A combination of these skills, developed through continuous learning and practical exposure, equips aspiring professionals to work well in fast-paced industries.

How to Become a Data Engineer: Step-by-Step Roadmap

Data engineering requires a detailed timeline and plan, as the role demands both technical depth and practical problem-solving skills. Here’s a step-by-step roadmap for you:

Step 1: Learn Programming & Databases

Start with languages like Python, Java, or Scala, as they are widely used in data engineering. Pair this with strong SQL knowledge, since querying databases is a daily responsibility.

Step 2: Understand Data Modeling & ETL

It is also important to learn how data is structured, stored, and transformed. Grasp ETL (Extract, Transform, Load) and ELT processes, as these are essentials of pipelines.

Step 3: Master Big Data & Cloud Tools

Try to gain a certification or voluntary project experience with Hadoop, Spark, Kafka, and cloud services like AWS Redshift, GCP BigQuery, or Azure Data Factory, as these tools are critical.

Step 4: Work on Projects

Apply your knowledge by building end-to-end data pipelines, setting up warehouses, or experimenting with real-time data streams.

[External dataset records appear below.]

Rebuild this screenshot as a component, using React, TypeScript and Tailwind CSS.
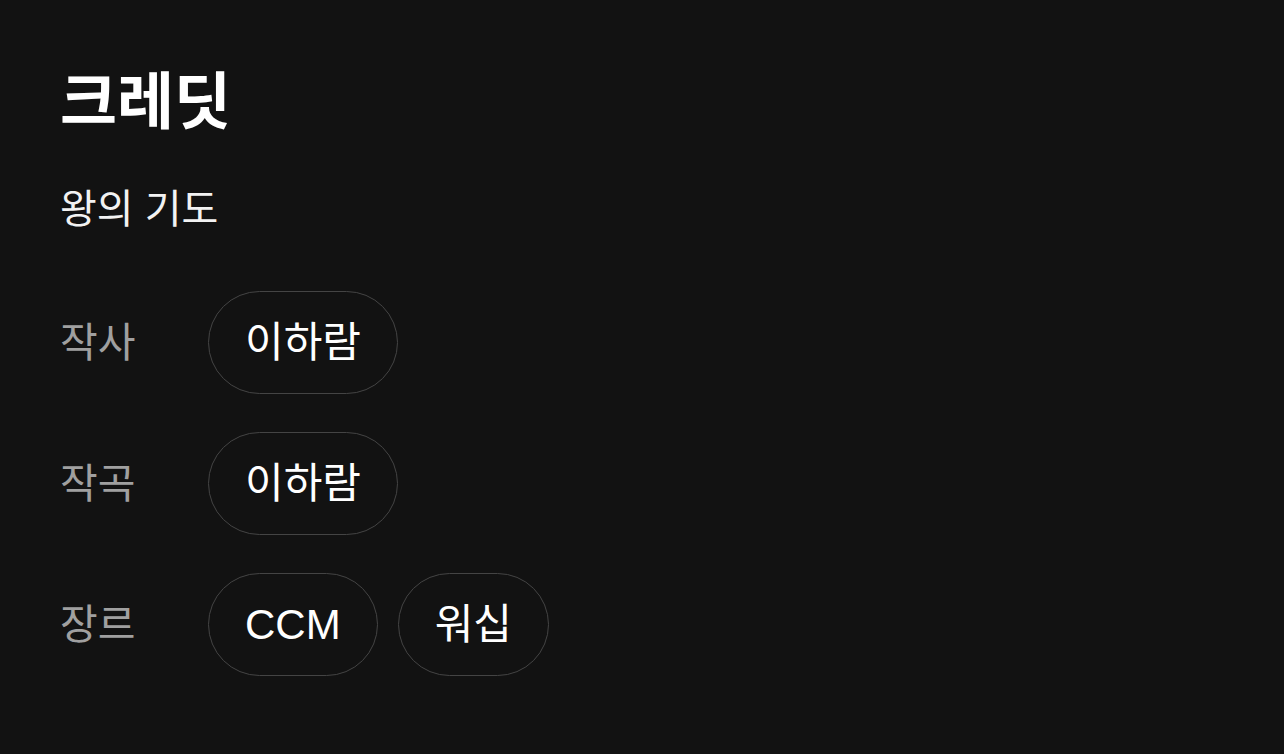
import React from 'react';

interface CreditRow {
  label: string;
  values: string[];
}

const rows: CreditRow[] = [
  { label: '작사', values: ['이하람'] },
  { label: '작곡', values: ['이하람'] },
  { label: '장르', values: ['CCM', '워십'] },
];

const font = { fontFamily: '"Liberation Sans", "Noto Sans CJK KR", sans-serif' };

const App: React.FC = () => {
  return (
    <div className="min-h-screen w-full bg-[#121212] text-white pl-[60px] pt-[69px]" style={font}>
      <h1 className="text-[62px] leading-[68px] font-bold">크레딧</h1>
      <p className="mt-[47px] text-[40px] leading-[50px] text-[#f2f2f2]">왕의 기도</p>

      <div className="mt-[57px] flex flex-col gap-[38px]">
        {rows.map((row) => (
          <div key={row.label} className="flex items-center">
            <span className="w-[148px] text-[41px] leading-[50px] text-[#a0a0a0]">{row.label}</span>
            <div className="flex gap-5">
              {row.values.map((v) => (
                <span
                  key={v}
                  className="h-[103px] px-9 flex items-center rounded-full border border-[#444444] text-[42px] text-white"
                >
                  {v}
                </span>
              ))}
            </div>
          </div>
        ))}
      </div>
    </div>
  );
};

export default App;
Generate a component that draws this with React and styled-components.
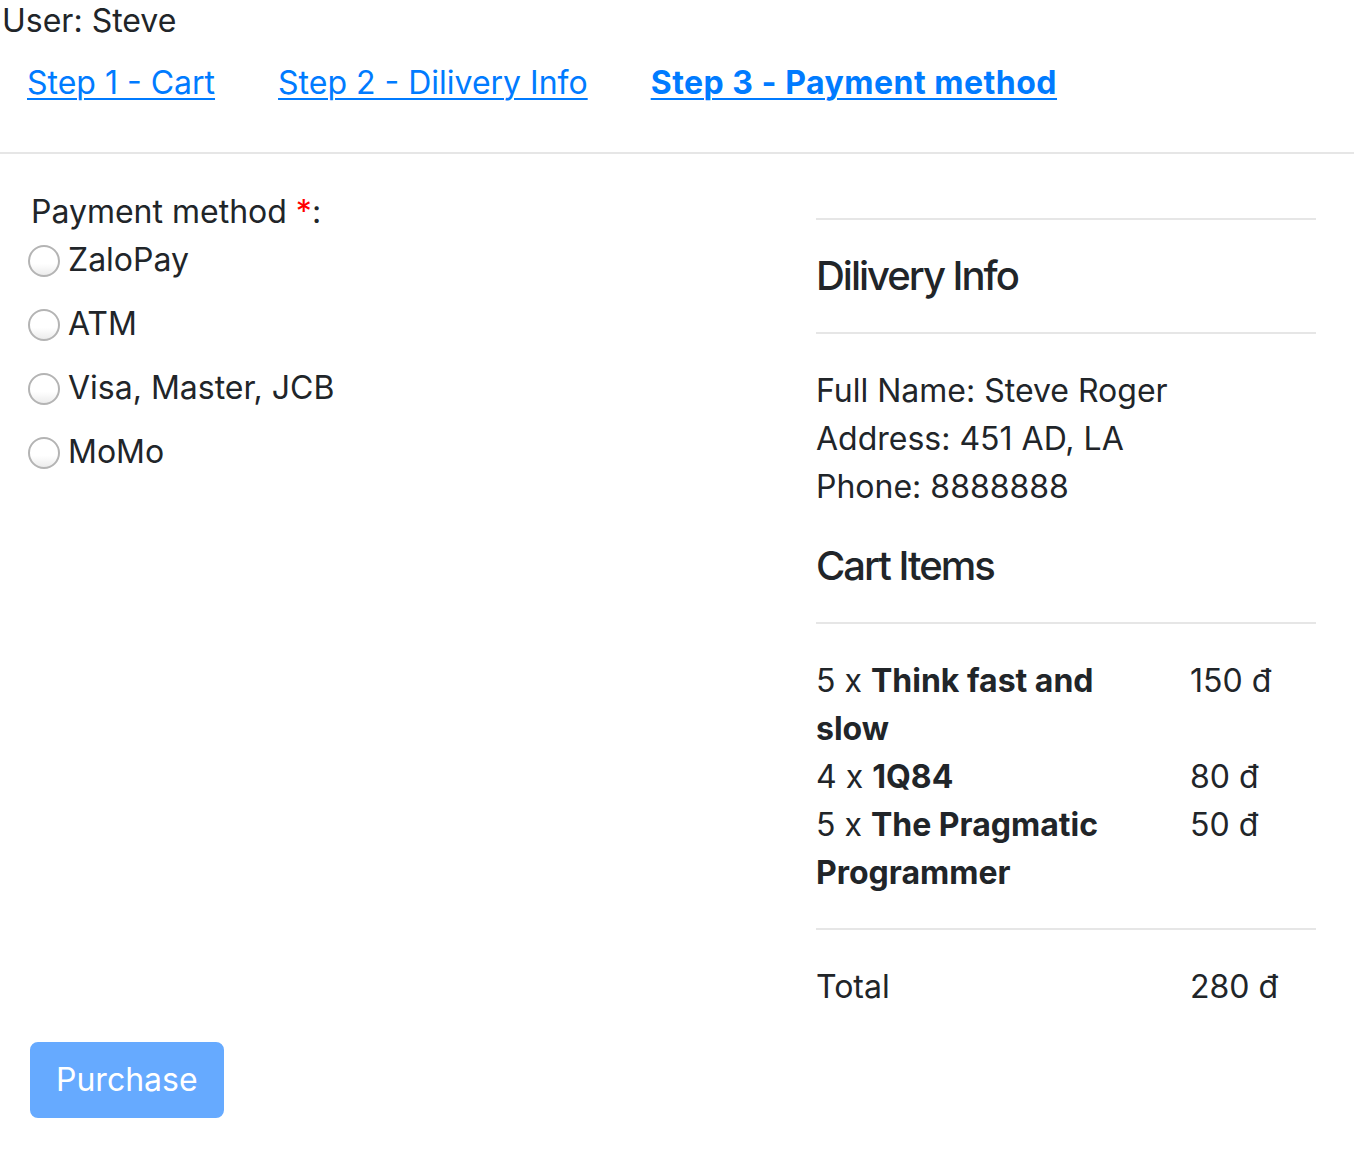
import React from 'react';
import styled, { createGlobalStyle } from 'styled-components';

const Global = createGlobalStyle`
  html, body { margin: 0; padding: 0; background: #fff; }
  body {
    font-family: Inter, "Noto Sans", "Liberation Sans", sans-serif;
    font-size: 32px;
    line-height: 48px;
    color: #212529;
  }
`;

const UserBar = styled.div`
  padding: 1px 0 0 2px;
  line-height: 40px;
  height: 40px;
  box-sizing: border-box;
`;

const Nav = styled.nav`
  display: flex;
  gap: 63px;
  padding: 19px 0 13px 27px;
  margin-bottom: 32px;
`;

const StepLink = styled.a`
  color: #007bff;
  text-decoration: underline;
  text-underline-offset: 4px;
  text-decoration-thickness: 2px;
  font-weight: ${(p) => (p.$active ? 700 : 400)};
  letter-spacing: ${(p) => (p.$active ? '0.5px' : '0')};
  cursor: pointer;
`;

const Divider = styled.div`
  height: 2px;
  background: #e6e6e6;
`;

const Main = styled.div`
  display: grid;
  grid-template-columns: 786px 500px;
  padding: 32px 0 0 30px;
`;

const Column = styled.div`
  display: flex;
  flex-direction: column;
  padding-top: ${(p) => p.$offset || 0}px;
`;

const FieldLabel = styled.div`
  padding-left: 1px;
`;

const Required = styled.span`
  color: #ff0000;
`;

const RadioRow = styled.label`
  display: flex;
  align-items: flex-start;
  margin-bottom: 16px;
  cursor: pointer;
`;

const RadioCircle = styled.span`
  box-sizing: border-box;
  width: 32px;
  height: 32px;
  margin: 9px 8px 0 -2px;
  border-radius: 50%;
  border: 2px solid #b4b4b4;
  background: linear-gradient(#ffffff 0%, #ffffff 60%, #ececec 100%);
  flex: none;
`;

const Rule = styled.div`
  height: 2px;
  background: #e6e6e6;
  margin: 32px 0;
`;

const Heading = styled.h5`
  margin: 0;
  font-size: 40px;
  line-height: 48px;
  font-weight: 500;
  letter-spacing: -2px;
`;

const InfoBlock = styled.div`
  padding-top: 1px;
  margin-bottom: 31px;
`;

const ItemsGrid = styled.div`
  display: grid;
  grid-template-columns: 374px 1fr;
  padding-top: 1px;
  margin-bottom: -1px;
`;

const ItemName = styled.div`
  padding-right: 30px;
`;

const Footer = styled.div`
  padding: 32px 0 0 30px;
`;

const PurchaseButton = styled.button`
  font-family: inherit;
  font-size: 32px;
  line-height: 48px;
  padding: 12px 24px;
  border: 2px solid #66aaff;
  background: #66aaff;
  color: #fff;
  border-radius: 8px;
  cursor: default;
`;

const methods = ['ZaloPay', 'ATM', 'Visa, Master, JCB', 'MoMo'];

const items = [
  { qty: 5, name: 'Think fast and slow', price: '150 đ' },
  { qty: 4, name: '1Q84', price: '80 đ' },
  { qty: 5, name: 'The Pragmatic Programmer', price: '50 đ' },
];

export default function App() {
  return (
    <>
      <Global />
      <UserBar>User: Steve</UserBar>
      <Nav>
        <StepLink>Step 1 - Cart</StepLink>
        <StepLink>Step 2 - Dilivery Info</StepLink>
        <StepLink $active>Step 3 - Payment method</StepLink>
      </Nav>
      <Divider />
      <Main>
        <Column $offset={2}>
          <FieldLabel>
            Payment method <Required>*</Required>:
          </FieldLabel>
          {methods.map((m) => (
            <RadioRow key={m}>
              <RadioCircle />
              {m}
            </RadioRow>
          ))}
        </Column>
        <Column>
          <Rule />
          <Heading>Dilivery Info</Heading>
          <Rule />
          <InfoBlock>
            <div>Full Name: Steve Roger</div>
            <div>Address: 451 AD, LA</div>
            <div>Phone: 8888888</div>
          </InfoBlock>
          <Heading>Cart Items</Heading>
          <Rule />
          <ItemsGrid>
            {items.map((it) => (
              <React.Fragment key={it.name}>
                <ItemName>
                  {it.qty} x <b>{it.name}</b>
                </ItemName>
                <div>{it.price}</div>
              </React.Fragment>
            ))}
          </ItemsGrid>
          <Rule />
          <ItemsGrid>
            <div>Total</div>
            <div>280 đ</div>
          </ItemsGrid>
        </Column>
      </Main>
      <Footer>
        <PurchaseButton disabled>Purchase</PurchaseButton>
      </Footer>
    </>
  );
}
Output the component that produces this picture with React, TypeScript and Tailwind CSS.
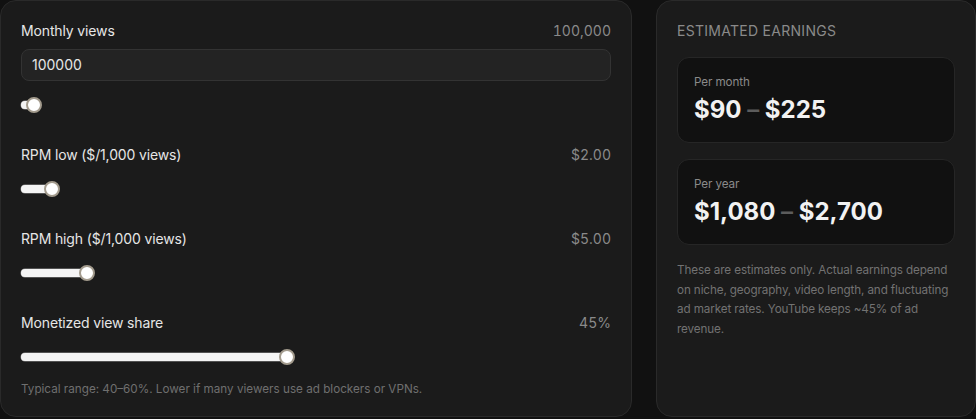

A GitHub portfolio showcasing these projects can significantly help boost your credibility.

Step 5: Certifications & Portfolio

Certifications do add credibility, in times when you are waiting for your first-ever role or even hoping for a promotion, upskilling is constant. Programs like Scaler’s Data Engineering track provide structured mentorship, industry projects, and personalized guidance, which are made to be helpful for accelerating progress.

Step 6: Apply for Junior Roles & Grow

Begin with roles like Junior Data Engineer or ETL Developer, and gradually take on more complex responsibilities. Continuous learning, especially in AI-integrated data systems, will help you achieve long-term career growth.

This roadmap is just a simple layout from a broad perspective, but to certainly get into data engineering, it is always better to make a much detailed plan and remain consistent with your goal!

Conclusion

For learners aspiring to build a strong foundation in data engineering, structured guidance can make a significant difference. Programs like Scaler’s Data Engineering and Machine Learning tracks provide the right mix of mentorship, projects, and industry-aligned curriculum to accelerate your journey.

If you are looking to establish a rewarding and future-proof career, data engineering in 2025 is one of the most promising paths to pursue.

FAQs about Data Engineering

Is data engineering a good career in 2025?

Yes. With the rapid usage of AI, machine learning, and cloud platforms, the demand for data engineers is growing faster than many other tech roles. Companies across finance, healthcare, e-commerce, and SaaS require robust data pipelines, making data engineering a stable and high-growth career choice.

Do data engineers code a lot?

So basically, data engineers write code regularly, but not always at the same intensity as software developers. They mainly use Python, SQL, and Java/Scala to build pipelines, optimize queries, and automate workflows. Strong coding ability is essential, but the focus is on scalability, efficiency, and data handling.

Can I become a data engineer without a CS degree?

Yes. While a CS degree helps, many data engineers transition from other fields after completing bootcamps, certifications, or hands-on projects. Employers often value skills and project portfolios more than formal degrees.

What’s the difference between a data engineer and a data scientist?

A data engineer builds the infrastructure, which is the pipelines, warehouses, and storage systems, while a data scientist uses that data to create models and insights. Engineers enable the scientists’ work by ensuring data is accessible, clean, and reliable.

Are remote data engineer jobs common?

Yes. Many global companies now hire remote data engineers via platforms like LinkedIn, Turing, and TopTal. With cloud-native workflows, remote collaboration has been opening global opportunities for skilled professionals.